====== Input

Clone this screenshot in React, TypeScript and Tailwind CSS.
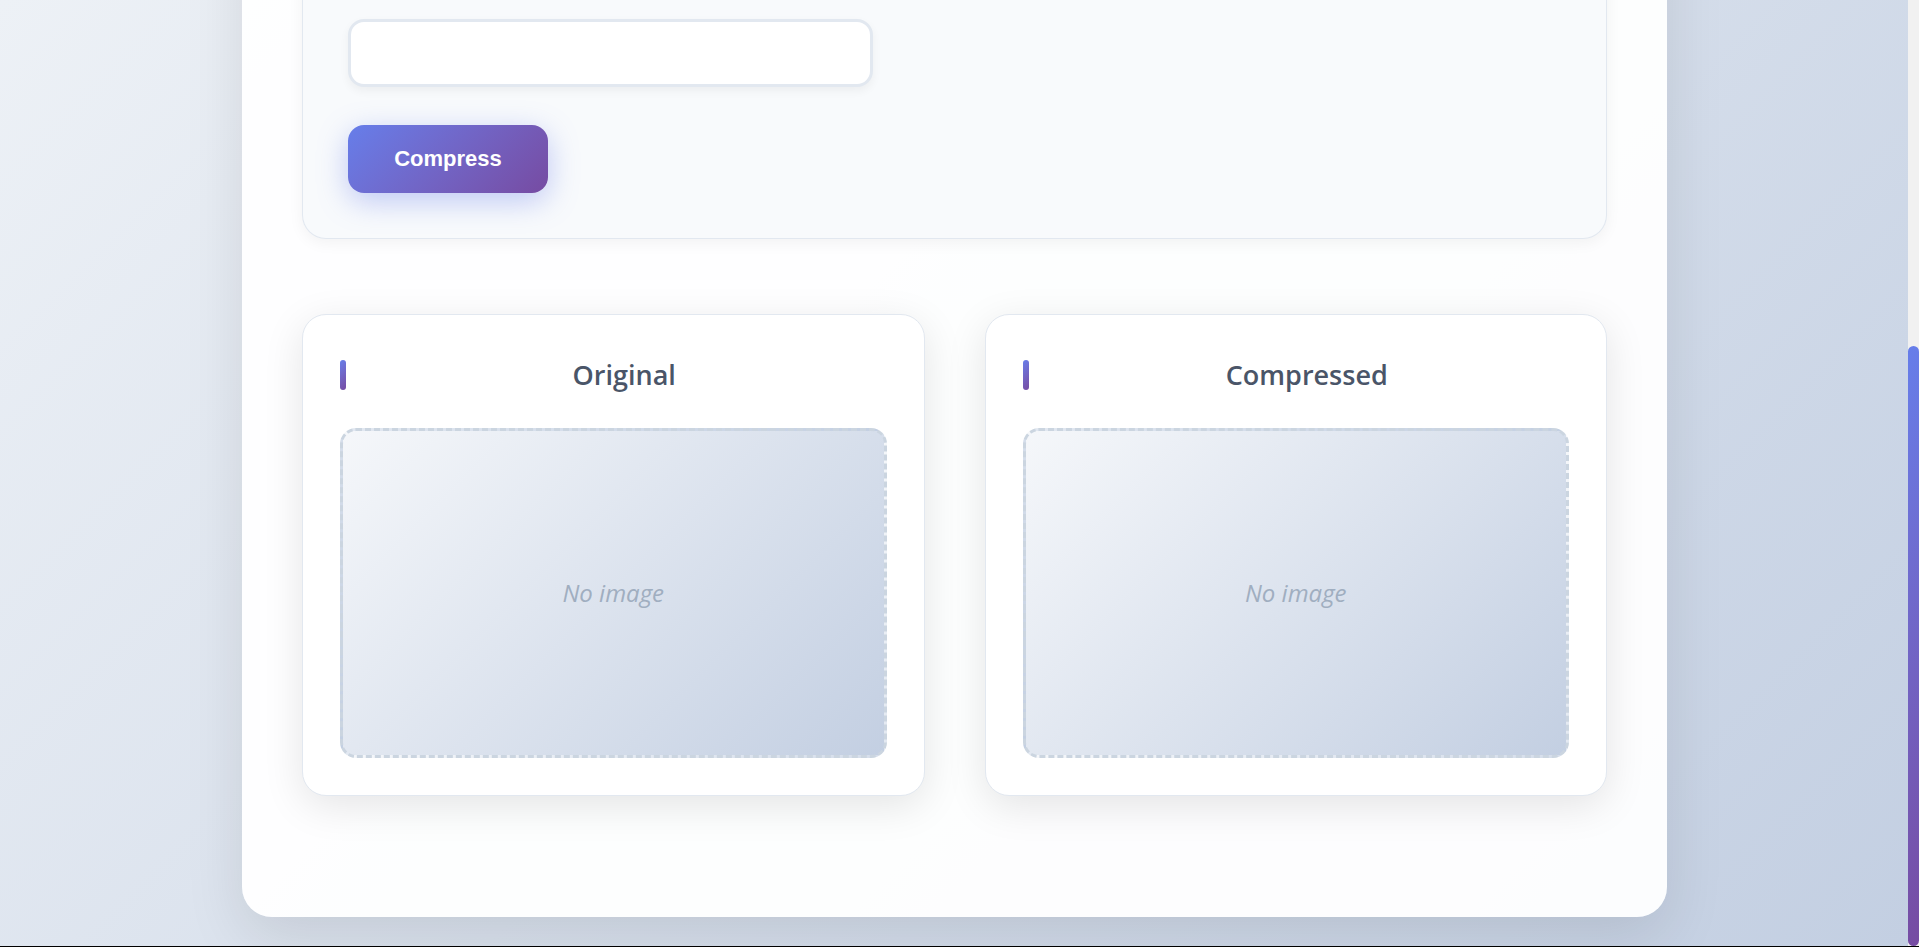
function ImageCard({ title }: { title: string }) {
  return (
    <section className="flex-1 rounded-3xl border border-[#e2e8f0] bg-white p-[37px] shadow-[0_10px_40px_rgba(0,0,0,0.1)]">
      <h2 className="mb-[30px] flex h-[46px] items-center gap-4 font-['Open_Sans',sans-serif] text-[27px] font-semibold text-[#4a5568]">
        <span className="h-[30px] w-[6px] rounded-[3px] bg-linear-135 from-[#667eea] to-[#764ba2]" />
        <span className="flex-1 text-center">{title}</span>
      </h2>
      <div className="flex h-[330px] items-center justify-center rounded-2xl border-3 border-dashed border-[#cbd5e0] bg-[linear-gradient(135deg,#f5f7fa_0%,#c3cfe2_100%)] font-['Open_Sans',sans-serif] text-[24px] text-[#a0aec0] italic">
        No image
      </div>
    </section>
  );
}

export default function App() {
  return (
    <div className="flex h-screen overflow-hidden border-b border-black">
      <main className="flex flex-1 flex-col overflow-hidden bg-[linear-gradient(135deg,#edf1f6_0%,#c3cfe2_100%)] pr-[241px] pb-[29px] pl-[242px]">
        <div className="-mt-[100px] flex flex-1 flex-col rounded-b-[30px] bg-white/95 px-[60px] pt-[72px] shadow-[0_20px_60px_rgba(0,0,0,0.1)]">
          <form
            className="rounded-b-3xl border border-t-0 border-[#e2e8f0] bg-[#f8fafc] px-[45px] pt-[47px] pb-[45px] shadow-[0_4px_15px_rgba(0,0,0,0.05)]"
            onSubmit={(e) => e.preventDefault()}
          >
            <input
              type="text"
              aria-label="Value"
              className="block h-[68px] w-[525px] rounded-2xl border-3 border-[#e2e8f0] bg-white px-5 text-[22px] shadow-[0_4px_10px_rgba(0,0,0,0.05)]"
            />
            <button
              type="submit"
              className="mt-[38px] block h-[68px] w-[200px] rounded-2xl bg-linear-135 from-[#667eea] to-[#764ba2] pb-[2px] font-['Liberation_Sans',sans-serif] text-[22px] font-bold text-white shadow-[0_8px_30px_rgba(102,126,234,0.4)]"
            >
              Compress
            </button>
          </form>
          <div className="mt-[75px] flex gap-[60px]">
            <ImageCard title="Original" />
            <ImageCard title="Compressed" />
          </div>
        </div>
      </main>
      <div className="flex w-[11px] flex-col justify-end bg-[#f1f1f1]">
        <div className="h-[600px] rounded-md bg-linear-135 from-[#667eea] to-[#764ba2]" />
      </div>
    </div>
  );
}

============
====== Input

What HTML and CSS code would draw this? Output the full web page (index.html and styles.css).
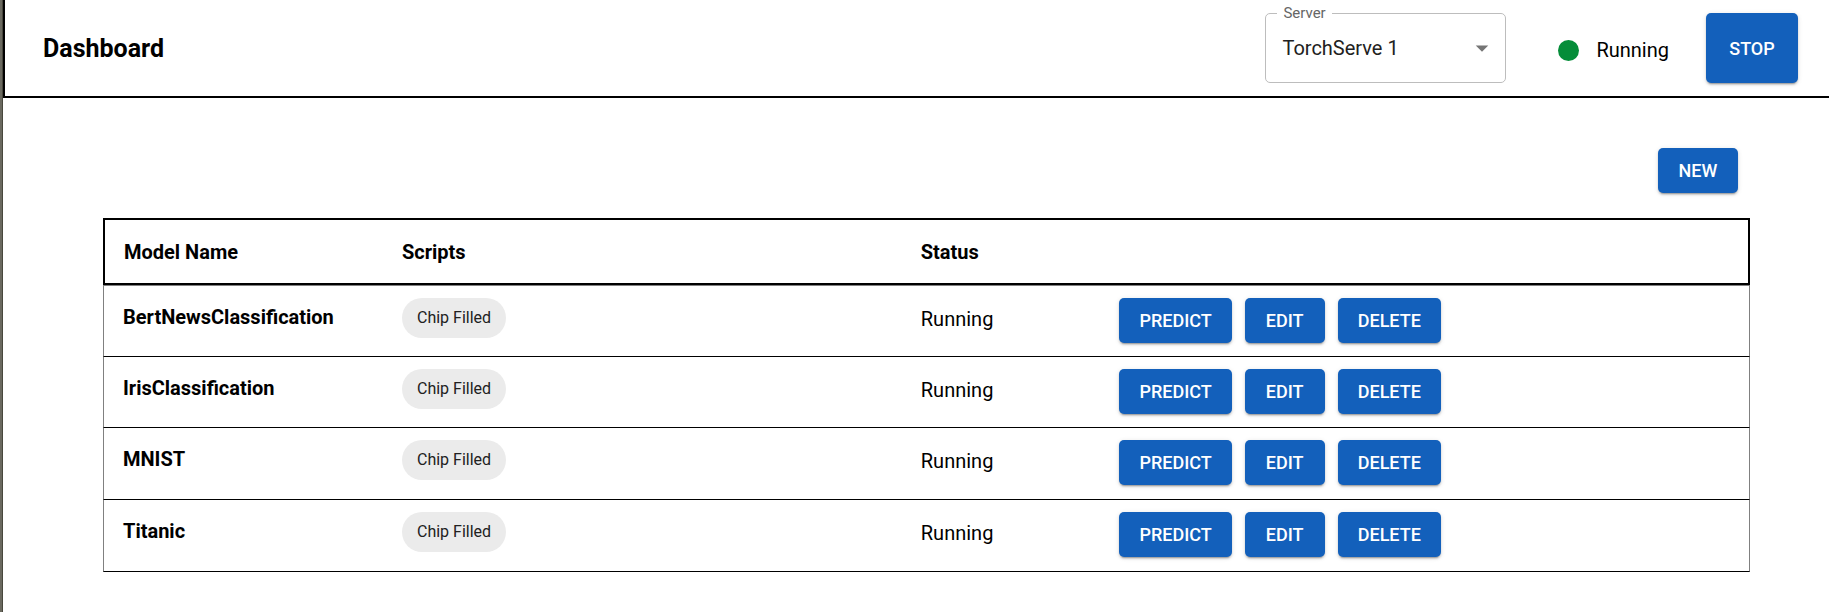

============

--- Exercise ---
Search the records for the word "this". Copy every line that has it.

--- Expected answer ---
Clone this screenshot in React, TypeScript and Tailwind CSS.
What HTML and CSS code would draw this? Output the full web page (index.html and styles.css).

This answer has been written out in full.